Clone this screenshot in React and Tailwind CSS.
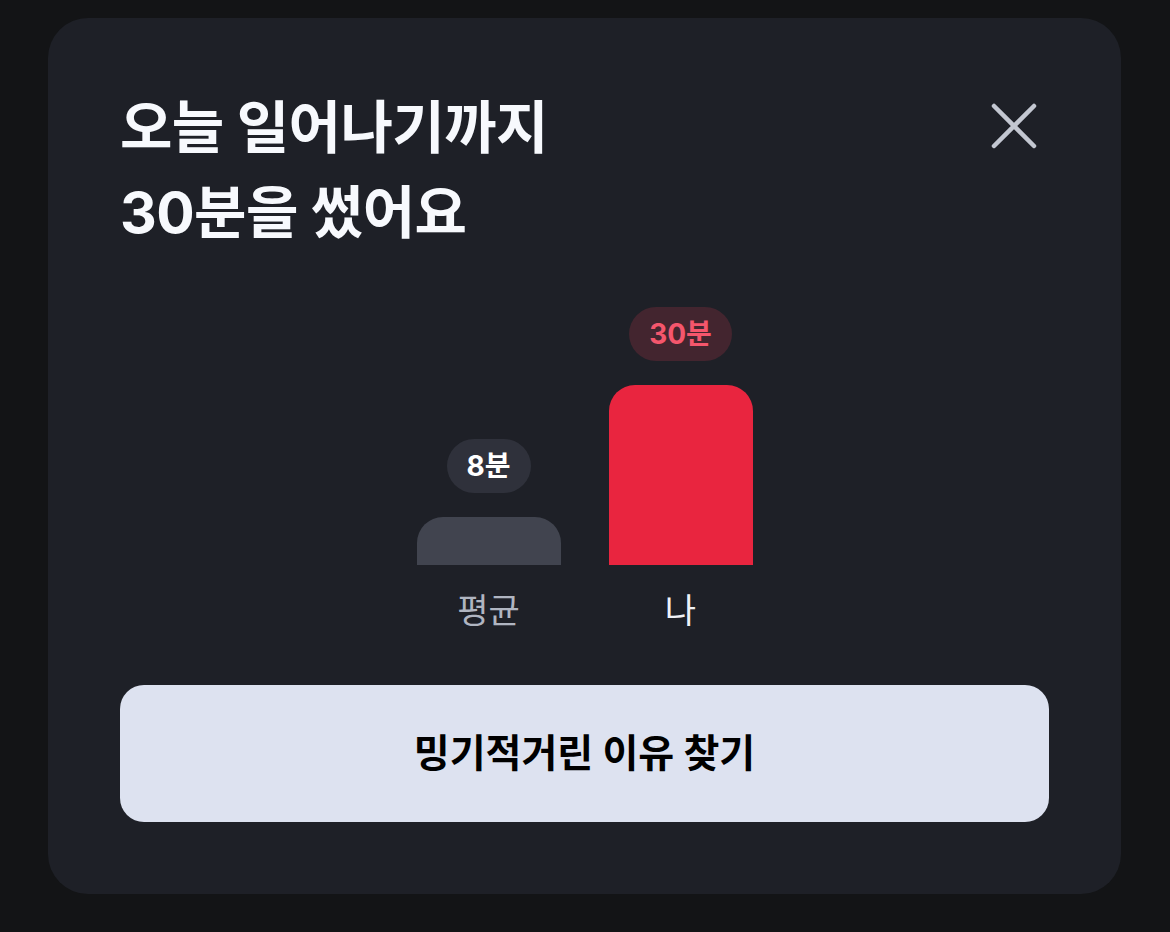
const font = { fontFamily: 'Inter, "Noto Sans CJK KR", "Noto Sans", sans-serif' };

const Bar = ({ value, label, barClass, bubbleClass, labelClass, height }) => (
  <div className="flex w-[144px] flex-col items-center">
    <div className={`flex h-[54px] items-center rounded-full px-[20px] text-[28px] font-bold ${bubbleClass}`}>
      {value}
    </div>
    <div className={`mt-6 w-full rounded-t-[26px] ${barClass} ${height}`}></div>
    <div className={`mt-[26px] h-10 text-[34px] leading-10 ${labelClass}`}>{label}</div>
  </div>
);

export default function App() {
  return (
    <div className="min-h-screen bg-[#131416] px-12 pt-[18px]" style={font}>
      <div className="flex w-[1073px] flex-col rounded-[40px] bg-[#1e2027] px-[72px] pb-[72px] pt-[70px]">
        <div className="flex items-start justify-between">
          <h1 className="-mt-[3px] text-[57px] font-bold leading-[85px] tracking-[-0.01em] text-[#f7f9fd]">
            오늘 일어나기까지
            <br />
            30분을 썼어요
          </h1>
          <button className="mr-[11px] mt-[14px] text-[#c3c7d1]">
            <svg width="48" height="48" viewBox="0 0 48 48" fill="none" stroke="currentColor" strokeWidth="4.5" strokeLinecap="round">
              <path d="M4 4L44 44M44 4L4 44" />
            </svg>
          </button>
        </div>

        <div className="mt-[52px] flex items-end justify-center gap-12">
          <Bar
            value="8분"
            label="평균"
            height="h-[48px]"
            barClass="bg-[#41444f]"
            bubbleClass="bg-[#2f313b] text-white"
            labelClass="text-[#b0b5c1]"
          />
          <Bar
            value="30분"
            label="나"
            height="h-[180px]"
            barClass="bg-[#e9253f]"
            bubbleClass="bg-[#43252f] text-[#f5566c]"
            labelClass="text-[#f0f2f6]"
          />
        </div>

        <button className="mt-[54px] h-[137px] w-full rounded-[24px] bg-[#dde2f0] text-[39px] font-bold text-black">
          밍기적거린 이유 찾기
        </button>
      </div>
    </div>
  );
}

* [Instructions to follow]: Images should not appear in the copy; retype the listing above exactly.

* [Final result]:
Clone this screenshot in React and Tailwind CSS.
const font = { fontFamily: 'Inter, "Noto Sans CJK KR", "Noto Sans", sans-serif' };

const Bar = ({ value, label, barClass, bubbleClass, labelClass, height }) => (
  <div className="flex w-[144px] flex-col items-center">
    <div className={`flex h-[54px] items-center rounded-full px-[20px] text-[28px] font-bold ${bubbleClass}`}>
      {value}
    </div>
    <div className={`mt-6 w-full rounded-t-[26px] ${barClass} ${height}`}></div>
    <div className={`mt-[26px] h-10 text-[34px] leading-10 ${labelClass}`}>{label}</div>
  </div>
);

export default function App() {
  return (
    <div className="min-h-screen bg-[#131416] px-12 pt-[18px]" style={font}>
      <div className="flex w-[1073px] flex-col rounded-[40px] bg-[#1e2027] px-[72px] pb-[72px] pt-[70px]">
        <div className="flex items-start justify-between">
          <h1 className="-mt-[3px] text-[57px] font-bold leading-[85px] tracking-[-0.01em] text-[#f7f9fd]">
            오늘 일어나기까지
            <br />
            30분을 썼어요
          </h1>
          <button className="mr-[11px] mt-[14px] text-[#c3c7d1]">
            <svg width="48" height="48" viewBox="0 0 48 48" fill="none" stroke="currentColor" strokeWidth="4.5" strokeLinecap="round">
              <path d="M4 4L44 44M44 4L4 44" />
            </svg>
          </button>
        </div>

        <div className="mt-[52px] flex items-end justify-center gap-12">
          <Bar
            value="8분"
            label="평균"
            height="h-[48px]"
            barClass="bg-[#41444f]"
            bubbleClass="bg-[#2f313b] text-white"
            labelClass="text-[#b0b5c1]"
          />
          <Bar
            value="30분"
            label="나"
            height="h-[180px]"
            barClass="bg-[#e9253f]"
            bubbleClass="bg-[#43252f] text-[#f5566c]"
            labelClass="text-[#f0f2f6]"
          />
        </div>

        <button className="mt-[54px] h-[137px] w-full rounded-[24px] bg-[#dde2f0] text-[39px] font-bold text-black">
          밍기적거린 이유 찾기
        </button>
      </div>
    </div>
  );
}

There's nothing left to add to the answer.